Le titre de l’hebdomadaire que dirigea Aragon pendant vingt ans, déjà porteur d’une lourde charge historique et mémorielle en 1953, prend une nouvelle dimension lorsque Jean Ristat, sept ans après la mort d’Aragon, ressuscite le titre et tente de maintenir son principe général de composition et de veille. C’est au travail des valeurs de résistance qu’on se consacre ici, en pointant certains éléments symboliques, idéologiques et visuels qui permettent d’observer, dans la réécriture des Lettres françaises par Jean Ristat, l’éthique d’un héritage et le roman d’une filiation.

François Vignale, Université du Maine. « Louis Aragon et les revues littéraires légales »

Les relations entretenues entre Louis Aragon et les revues littéraires légales hostiles à Vichy se sont inscrites dans une certaine complexité. C’est particu¬lièrement le cas avec Fontaine, la revue dirigée depuis Alger par Max-Pol Fouchet à laquelle l’écrivain collabore dès l’automne 1940. Lui apportant ses textes et bénéficiant en retour d’une tribune qui lui permet d’apparaître comme l’une des figures majeures autour desquelles pourrait s’opérer le rassemblement des écrivains et des intellectuels en butte à la Révolution nationale et à l’occupant nazi. Cette volonté de fédérer se heurte toutefois assez vite à des rivalités qui caractérisent la teneur des relations entre la revue algéroise et Poésie, la revue de Pierre Seghers, auxquelles Louis Aragon n’est pas étranger.

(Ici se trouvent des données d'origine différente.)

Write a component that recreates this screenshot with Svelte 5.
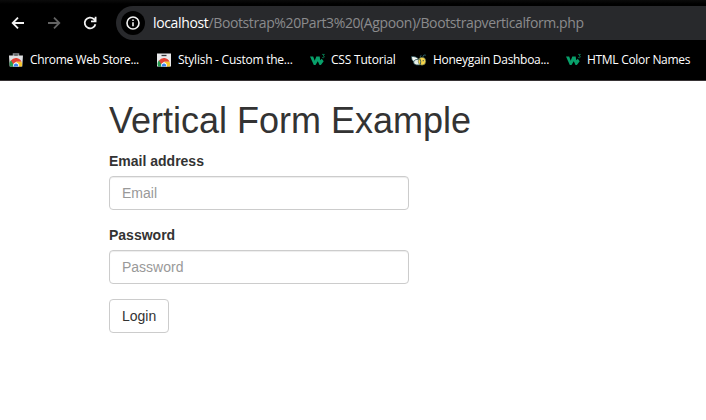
<script>
  const bookmarks = [
    { icon: 'store', title: 'Chrome Web Store...', width: 128, spacing: -0.35 },
    { icon: 'card', title: 'Stylish - Custom the...', width: 133, spacing: -0.25 },
    { icon: 'w3', title: 'CSS Tutorial', width: 82, spacing: -0.2 },
    { icon: 'bee', title: 'Honeygain Dashboa...', width: 134, spacing: -0.3 },
    { icon: 'w3', title: 'HTML Color Names', width: 120, spacing: -0.3 }
  ];
</script>

<div class="page">
  <header>
    <nav class="toolbar">
      <svg class="back" width="14" height="14" viewBox="0 0 14 14"><path d="M13 7H2M7 1.7 1.7 7 7 12.3" /></svg>
      <svg class="forward" width="14" height="14" viewBox="0 0 14 14"><path d="M1 7h11M7 1.7 12.3 7 7 12.3" /></svg>
      <svg class="reload" width="14" height="14" viewBox="0 0 14 14"><path d="M12.4 8.2A5.4 5.4 0 1 1 10.8 3L12.2 4.5M12.6.8v4.5H8" /></svg>
      <div class="address">
        <span class="info">
          <svg width="14" height="14" viewBox="0 0 14 14"><circle cx="7" cy="7" r="6" /><path d="M7 6.2v4M7 3.4v1.5" /></svg>
        </span>
        <span class="url"><b>localhost</b>/Bootstrap%20Part3%20(Agpoon)/Bootstrapverticalform.php</span>
      </div>
    </nav>
    <div class="bookmarks">
      {#each bookmarks as { icon, title, width, spacing }}
        <a class="bookmark" href="#top" style="width: {width}px">
          <svg class="favicon" width="16" height="16" viewBox="0 0 16 16">
            {#if icon === 'store' || icon === 'card'}
              {#if icon === 'store'}
                <path d="M5.5 4V2h5v2" fill="none" stroke="#8c8f92" stroke-width="1.5" />
                <path d="M1 3.5h14l-.7 11H1.7z" fill="#dedfe1" />
              {:else}
                <path d="M1 1.5h14v13H1z" fill="#e9e9eb" />
                <path d="M5.5 3.5h5" stroke="#33363a" stroke-width="1.3" />
              {/if}
              <path d="M2.2 14.5a5.9 5.9 0 0 1 1-6.6l4.8 6.6z" fill="#259b50" />
              <path d="M3 8.6a6 6 0 0 1 10.5 1.2H8l-2.4 3z" fill="#e34134" />
              <path d="M8.5 9.8h5a6 6 0 0 1 .2 4.7H8z" fill="#f9c52a" />
              <path d="M5 14.5a3.1 3.1 0 1 1 6 0z" fill="#fff" />
              <path d="M5.8 14.5a2.3 2.3 0 1 1 4.4 0z" fill="#3c82ee" />
            {:else if icon === 'w3'}
              <path d="M1 4.4h3.2l1.5 4.4 1.6-4.4h3.4l.5 3.9 1.6-1.6 1.9 2.6-2.8 3.6h-1.4L8.8 9.3l-2.3 3.6H4.8z" fill="#08a06a" />
              <path d="M13.1 2.4h2.3l-1.2 1.5q1.5.1 1 1.3-.7 1-2 .3" fill="none" stroke="#087e53" stroke-width=".9" />
            {:else}
              <path d="M9 5 10.2 3.2M11.7 5l1.2-2 2 .2" fill="none" stroke="#285b65" />
              <path d="M.3 4.7q5-.8 7.7 3L6.7 10H3Q.5 8.2.3 4.7z" fill="#f5faf4" stroke="#264d55" stroke-width=".8" />
              <ellipse cx="7" cy="10.2" rx="4.3" ry="2.8" fill="#e5eee8" stroke="#264d55" stroke-width=".8" />
              <ellipse cx="11" cy="9.2" rx="3.8" ry="4" fill="#f7d449" stroke="#264d55" stroke-width=".5" />
              <path d="M8.8 6.7q1.6 3 .6 5.8" fill="none" stroke="#264d55" stroke-width=".9" />
              <circle cx="12.2" cy="8.7" r=".6" fill="#264d55" />
            {/if}
          </svg>
          <span class="title" style="letter-spacing: {spacing}px">{title}</span>
        </a>
      {/each}
    </div>
  </header>

  <main>
    <h1>Vertical Form Example</h1>
    <form>
      <div class="form-group">
        <label for="email">Email address</label>
        <input id="email" type="email" placeholder="Email" />
      </div>
      <div class="form-group">
        <label for="password">Password</label>
        <input id="password" type="password" placeholder="Password" />
      </div>
      <button type="button">Login</button>
    </form>
  </main>
</div>

<style>
  * { box-sizing: border-box; }
  .page {
    height: 420px;
    overflow: hidden;
    background: #fff;
    color: #333;
    font: 14px/20px "Liberation Sans", Arial, sans-serif;
  }
  header {
    height: 81px;
    padding-top: 6px;
    overflow: hidden;
    background: linear-gradient(#0b0b0b, #000 4px);
    border-bottom: 1px solid #373335;
    font-family: "Open Sans", "Noto Sans", sans-serif;
  }
  .toolbar { display: flex; align-items: center; height: 34px; padding-left: 11px; }
  .toolbar svg { flex: none; fill: none; stroke: #f2f2f2; stroke-width: 1.8; }
  .toolbar .forward { margin-left: 22px; stroke: #636363; }
  .toolbar .reload { margin-left: 22px; }
  .address {
    display: flex;
    align-items: center;
    flex: 1;
    height: 34px;
    margin-left: 19px;
    padding-left: 5px;
    border-radius: 17px 0 0 17px;
    background: #28292c;
  }
  .info {
    display: grid;
    place-items: center;
    width: 24px;
    height: 24px;
    border-radius: 50%;
    background: #000;
  }
  .info svg { stroke-width: 1.6; }
  .url { margin-left: 8px; color: #8b8b8d; font-size: 14px; letter-spacing: -0.39px; white-space: nowrap; }
  .url b { color: #fff; font-weight: 400; letter-spacing: -0.35px; }
  .bookmarks { display: flex; align-items: center; height: 40px; padding-left: 8px; gap: 20px; }
  .bookmark { display: flex; align-items: center; flex: none; gap: 6px; color: #fff; text-decoration: none; }
  .favicon { flex: none; }
  .title { font-size: 12px; white-space: nowrap; }
  main { padding: 20px 0 0 109px; }
  h1 { margin: 0 0 10px; font-size: 36px; font-weight: 400; line-height: 40px; }
  form { width: 300px; }
  .form-group { margin-bottom: 15px; }
  label { display: block; margin-bottom: 5px; font-weight: 700; }
  input {
    display: block;
    width: 300px;
    height: 34px;
    padding: 6px 12px;
    border: 1px solid #ccc;
    border-radius: 4px;
    background: #fff;
    box-shadow: inset 0 1px 1px rgba(0, 0, 0, 0.075);
    font: inherit;
  }
  input::placeholder { color: #999; opacity: 1; }
  button {
    display: block;
    height: 34px;
    padding: 6px 12px;
    border: 1px solid #ccc;
    border-radius: 4px;
    background: #fff;
    color: #333;
    font: inherit;
  }
</style>
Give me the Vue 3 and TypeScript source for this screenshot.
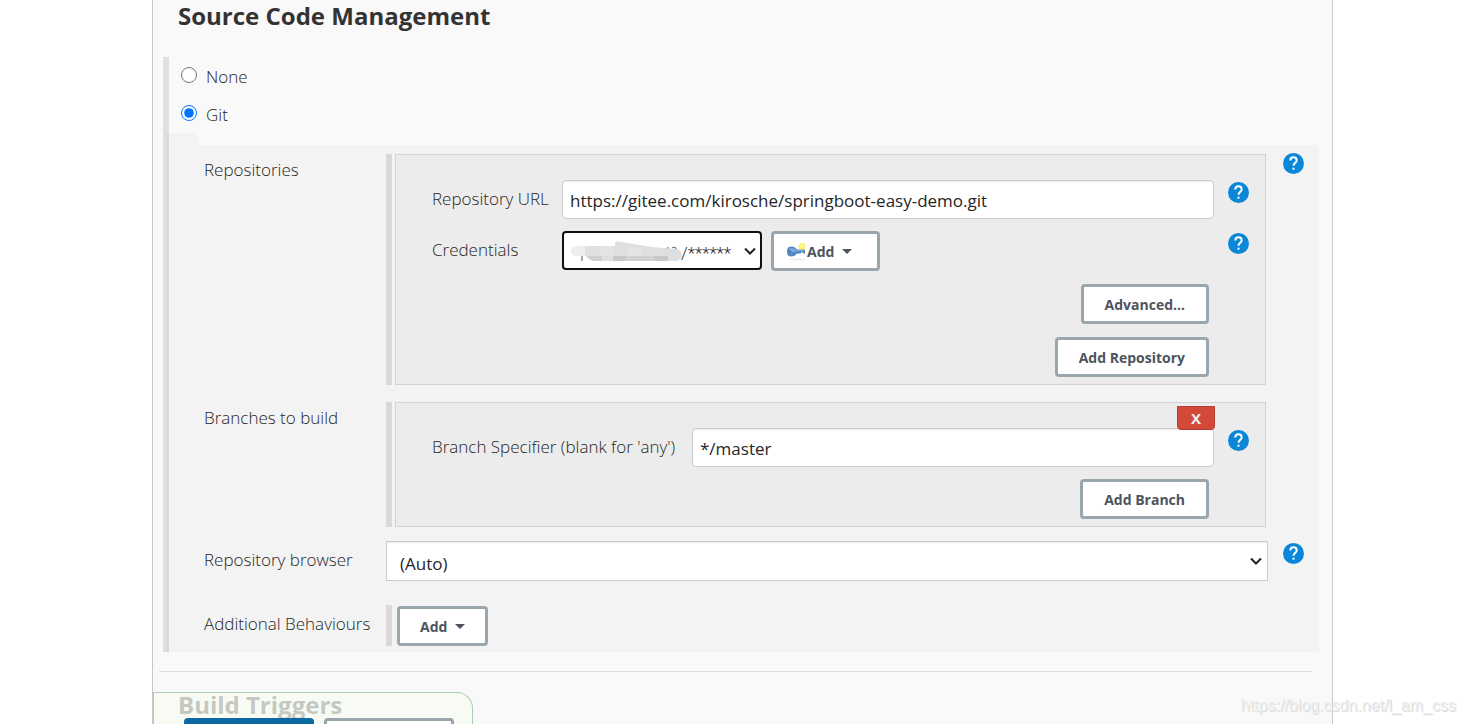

La collaboration entre Fontaine et le poète s’interrompt d’ailleurs brutalement début 1942. Cependant, en s’appuyant sur une correspondance inédite entre Jean Roire, ami de Louis Aragon et administrateur de Fontaine et sur les outils de l’analyse de réseaux sociaux, on en déduit que l’échec de cette stratégie n’est pas si flagrant et qu’elle apparaît bien comme un préalable aux Lettres françaises et aux Étoiles.